Output the full listing below exactly, without the pictures.

▶ **Available data**:
* * * * * * * * *

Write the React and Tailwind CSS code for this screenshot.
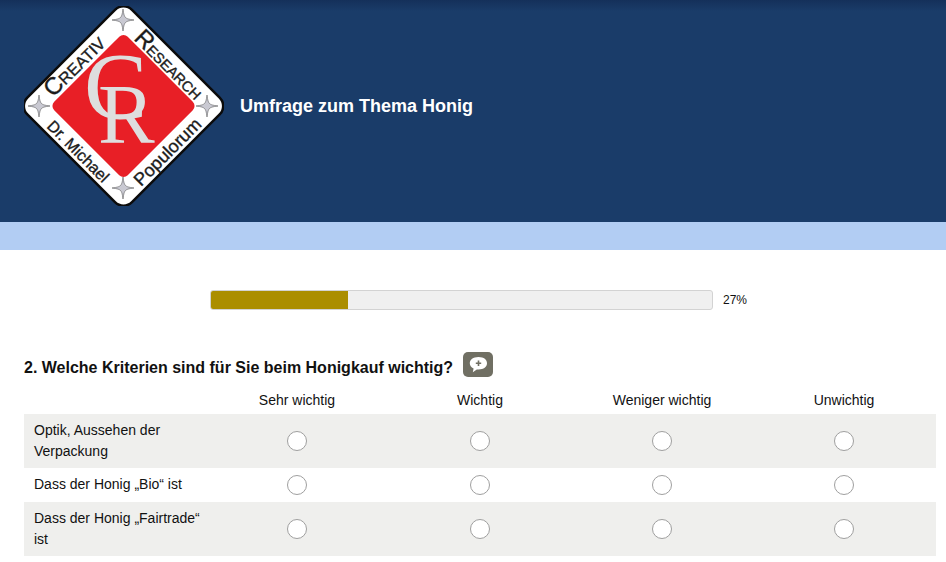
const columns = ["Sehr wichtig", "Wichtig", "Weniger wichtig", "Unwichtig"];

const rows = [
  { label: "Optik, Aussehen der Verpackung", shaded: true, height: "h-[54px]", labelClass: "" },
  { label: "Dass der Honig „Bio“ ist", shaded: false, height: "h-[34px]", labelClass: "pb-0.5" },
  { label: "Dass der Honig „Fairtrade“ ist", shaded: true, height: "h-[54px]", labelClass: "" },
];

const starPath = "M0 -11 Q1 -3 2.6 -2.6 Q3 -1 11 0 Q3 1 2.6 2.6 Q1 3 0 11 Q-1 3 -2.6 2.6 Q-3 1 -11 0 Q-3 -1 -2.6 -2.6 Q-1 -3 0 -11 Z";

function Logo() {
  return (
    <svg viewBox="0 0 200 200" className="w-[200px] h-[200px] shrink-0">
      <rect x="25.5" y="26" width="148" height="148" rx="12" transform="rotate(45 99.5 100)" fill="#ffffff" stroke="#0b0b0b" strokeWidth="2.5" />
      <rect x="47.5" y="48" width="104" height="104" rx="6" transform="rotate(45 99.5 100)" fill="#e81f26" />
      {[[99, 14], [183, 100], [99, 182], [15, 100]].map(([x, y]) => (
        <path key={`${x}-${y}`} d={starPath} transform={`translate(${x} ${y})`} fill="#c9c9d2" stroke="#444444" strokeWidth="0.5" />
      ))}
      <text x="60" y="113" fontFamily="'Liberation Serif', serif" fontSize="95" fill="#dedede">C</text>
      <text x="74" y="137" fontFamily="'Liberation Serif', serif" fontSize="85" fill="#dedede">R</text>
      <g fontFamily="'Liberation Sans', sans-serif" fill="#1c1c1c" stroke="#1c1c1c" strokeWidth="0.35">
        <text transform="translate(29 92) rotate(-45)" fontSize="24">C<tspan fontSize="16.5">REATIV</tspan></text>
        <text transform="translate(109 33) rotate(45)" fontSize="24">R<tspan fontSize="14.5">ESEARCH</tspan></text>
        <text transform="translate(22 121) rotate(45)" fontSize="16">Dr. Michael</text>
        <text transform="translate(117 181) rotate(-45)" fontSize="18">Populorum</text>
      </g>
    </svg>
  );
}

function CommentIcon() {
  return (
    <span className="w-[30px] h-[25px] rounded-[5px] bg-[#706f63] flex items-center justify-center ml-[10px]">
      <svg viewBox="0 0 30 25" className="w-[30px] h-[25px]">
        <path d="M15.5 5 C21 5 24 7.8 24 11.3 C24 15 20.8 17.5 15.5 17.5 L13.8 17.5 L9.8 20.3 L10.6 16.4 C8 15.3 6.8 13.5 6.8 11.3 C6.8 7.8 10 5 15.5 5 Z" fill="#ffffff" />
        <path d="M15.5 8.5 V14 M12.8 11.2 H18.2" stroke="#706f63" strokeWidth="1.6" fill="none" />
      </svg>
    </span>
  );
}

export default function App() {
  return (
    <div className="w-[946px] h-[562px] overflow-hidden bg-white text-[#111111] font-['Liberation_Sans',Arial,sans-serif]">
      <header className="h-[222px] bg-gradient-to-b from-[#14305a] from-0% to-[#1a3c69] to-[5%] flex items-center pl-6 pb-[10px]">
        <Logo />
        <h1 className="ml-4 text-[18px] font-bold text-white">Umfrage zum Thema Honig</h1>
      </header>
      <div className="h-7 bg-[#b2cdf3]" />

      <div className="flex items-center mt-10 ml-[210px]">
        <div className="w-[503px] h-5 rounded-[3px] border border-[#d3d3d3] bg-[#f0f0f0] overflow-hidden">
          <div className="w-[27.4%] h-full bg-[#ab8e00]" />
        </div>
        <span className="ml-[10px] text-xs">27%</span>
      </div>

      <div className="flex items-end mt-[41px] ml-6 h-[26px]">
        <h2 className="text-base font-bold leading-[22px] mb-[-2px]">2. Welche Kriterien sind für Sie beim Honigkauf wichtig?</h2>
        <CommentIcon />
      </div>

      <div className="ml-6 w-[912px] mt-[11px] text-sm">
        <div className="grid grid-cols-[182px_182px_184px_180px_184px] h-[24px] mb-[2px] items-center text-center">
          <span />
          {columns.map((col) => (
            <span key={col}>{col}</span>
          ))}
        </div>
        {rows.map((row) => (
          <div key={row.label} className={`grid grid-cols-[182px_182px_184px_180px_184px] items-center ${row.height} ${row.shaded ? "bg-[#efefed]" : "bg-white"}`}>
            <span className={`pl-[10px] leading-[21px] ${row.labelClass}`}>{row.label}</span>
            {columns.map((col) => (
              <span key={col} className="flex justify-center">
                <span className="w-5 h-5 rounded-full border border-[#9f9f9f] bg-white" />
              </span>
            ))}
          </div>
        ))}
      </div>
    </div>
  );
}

* * * * * * * * *

▶ **Written reply**:
Write the React and Tailwind CSS code for this screenshot.
const columns = ["Sehr wichtig", "Wichtig", "Weniger wichtig", "Unwichtig"];

const rows = [
  { label: "Optik, Aussehen der Verpackung", shaded: true, height: "h-[54px]", labelClass: "" },
  { label: "Dass der Honig „Bio“ ist", shaded: false, height: "h-[34px]", labelClass: "pb-0.5" },
  { label: "Dass der Honig „Fairtrade“ ist", shaded: true, height: "h-[54px]", labelClass: "" },
];

const starPath = "M0 -11 Q1 -3 2.6 -2.6 Q3 -1 11 0 Q3 1 2.6 2.6 Q1 3 0 11 Q-1 3 -2.6 2.6 Q-3 1 -11 0 Q-3 -1 -2.6 -2.6 Q-1 -3 0 -11 Z";

function Logo() {
  return (
    <svg viewBox="0 0 200 200" className="w-[200px] h-[200px] shrink-0">
      <rect x="25.5" y="26" width="148" height="148" rx="12" transform="rotate(45 99.5 100)" fill="#ffffff" stroke="#0b0b0b" strokeWidth="2.5" />
      <rect x="47.5" y="48" width="104" height="104" rx="6" transform="rotate(45 99.5 100)" fill="#e81f26" />
      {[[99, 14], [183, 100], [99, 182], [15, 100]].map(([x, y]) => (
        <path key={`${x}-${y}`} d={starPath} transform={`translate(${x} ${y})`} fill="#c9c9d2" stroke="#444444" strokeWidth="0.5" />
      ))}
      <text x="60" y="113" fontFamily="'Liberation Serif', serif" fontSize="95" fill="#dedede">C</text>
      <text x="74" y="137" fontFamily="'Liberation Serif', serif" fontSize="85" fill="#dedede">R</text>
      <g fontFamily="'Liberation Sans', sans-serif" fill="#1c1c1c" stroke="#1c1c1c" strokeWidth="0.35">
        <text transform="translate(29 92) rotate(-45)" fontSize="24">C<tspan fontSize="16.5">REATIV</tspan></text>
        <text transform="translate(109 33) rotate(45)" fontSize="24">R<tspan fontSize="14.5">ESEARCH</tspan></text>
        <text transform="translate(22 121) rotate(45)" fontSize="16">Dr. Michael</text>
        <text transform="translate(117 181) rotate(-45)" fontSize="18">Populorum</text>
      </g>
    </svg>
  );
}

function CommentIcon() {
  return (
    <span className="w-[30px] h-[25px] rounded-[5px] bg-[#706f63] flex items-center justify-center ml-[10px]">
      <svg viewBox="0 0 30 25" className="w-[30px] h-[25px]">
        <path d="M15.5 5 C21 5 24 7.8 24 11.3 C24 15 20.8 17.5 15.5 17.5 L13.8 17.5 L9.8 20.3 L10.6 16.4 C8 15.3 6.8 13.5 6.8 11.3 C6.8 7.8 10 5 15.5 5 Z" fill="#ffffff" />
        <path d="M15.5 8.5 V14 M12.8 11.2 H18.2" stroke="#706f63" strokeWidth="1.6" fill="none" />
      </svg>
    </span>
  );
}

export default function App() {
  return (
    <div className="w-[946px] h-[562px] overflow-hidden bg-white text-[#111111] font-['Liberation_Sans',Arial,sans-serif]">
      <header className="h-[222px] bg-gradient-to-b from-[#14305a] from-0% to-[#1a3c69] to-[5%] flex items-center pl-6 pb-[10px]">
        <Logo />
        <h1 className="ml-4 text-[18px] font-bold text-white">Umfrage zum Thema Honig</h1>
      </header>
      <div className="h-7 bg-[#b2cdf3]" />

      <div className="flex items-center mt-10 ml-[210px]">
        <div className="w-[503px] h-5 rounded-[3px] border border-[#d3d3d3] bg-[#f0f0f0] overflow-hidden">
          <div className="w-[27.4%] h-full bg-[#ab8e00]" />
        </div>
        <span className="ml-[10px] text-xs">27%</span>
      </div>

      <div className="flex items-end mt-[41px] ml-6 h-[26px]">
        <h2 className="text-base font-bold leading-[22px] mb-[-2px]">2. Welche Kriterien sind für Sie beim Honigkauf wichtig?</h2>
        <CommentIcon />
      </div>

      <div className="ml-6 w-[912px] mt-[11px] text-sm">
        <div className="grid grid-cols-[182px_182px_184px_180px_184px] h-[24px] mb-[2px] items-center text-center">
          <span />
          {columns.map((col) => (
            <span key={col}>{col}</span>
          ))}
        </div>
        {rows.map((row) => (
          <div key={row.label} className={`grid grid-cols-[182px_182px_184px_180px_184px] items-center ${row.height} ${row.shaded ? "bg-[#efefed]" : "bg-white"}`}>
            <span className={`pl-[10px] leading-[21px] ${row.labelClass}`}>{row.label}</span>
            {columns.map((col) => (
              <span key={col} className="flex justify-center">
                <span className="w-5 h-5 rounded-full border border-[#9f9f9f] bg-white" />
              </span>
            ))}
          </div>
        ))}
      </div>
    </div>
  );
}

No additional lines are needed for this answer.